Another friend I was pleased to catch up with, on an unseasonably warm October day, was my old writing friend Dan. I don’t mean “old” in that sense, although we’re all older than we once were; Dan and I were founding members of the writing group way back at the Humber School for Writers in 2004. For years we worked through fiction together, but we have so much more to talk about now. Philosophy, gender, Christianity, the need for nuanced thinking around tough issues. And architecture, which is Dan’s other passion. Thanks to him we walked around the University of Toronto and saw some hidden gems that I wouldn't have known were there.
|A surprise--the organist was playing!|
|Trinity College cloister|
Could we learn these habits without traveling around the world and using all that jet fuel?
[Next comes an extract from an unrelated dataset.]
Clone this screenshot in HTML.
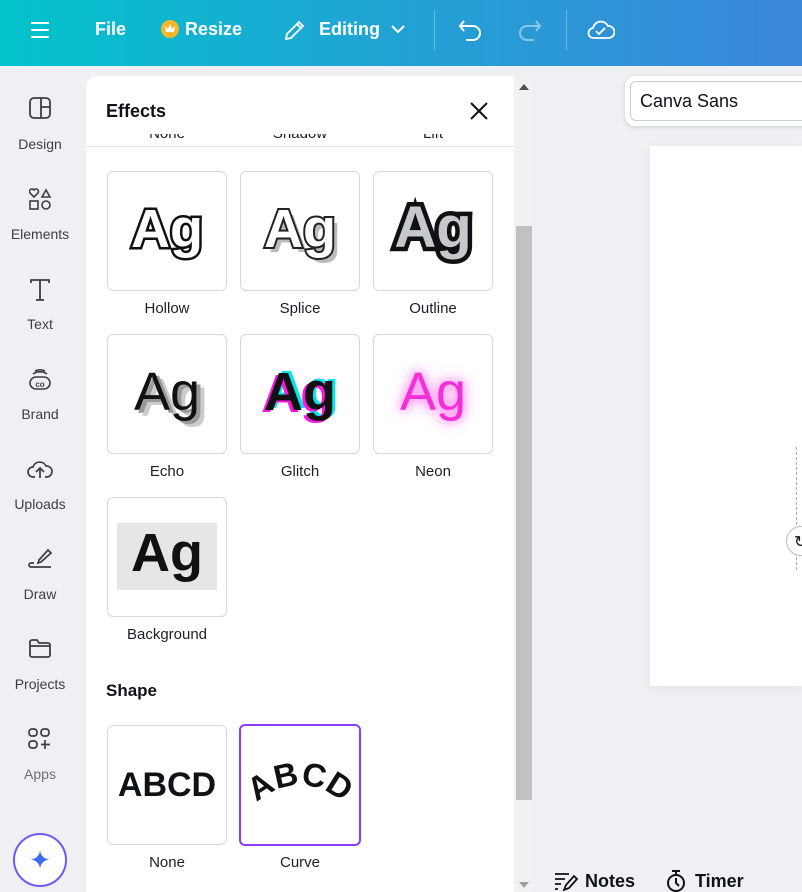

Absolutely—and we all need to, one way or the other. I overheard a guy on the subway one day talking to his two young girls (one wore a Princess dress, the other a “Feminist” T-shirt). He was telling them that if we undervalue, say, clean water, then we may not care about it being polluted, and then he talked about valuing people. It was the kind of everyday lesson I hope kids are learning, here and in other countries.
Jay had told us one day that she was teaching a lesson about traditions and celebrations, and the children were offering their own examples. “I’m Muslim and we celebrate this,” “I’m Christian so we do that.” She asked why it was important to know about each other’s different traditions. A little girl said, “That’s respect, Ms. C—.”
The late Aretha Franklin would be proud.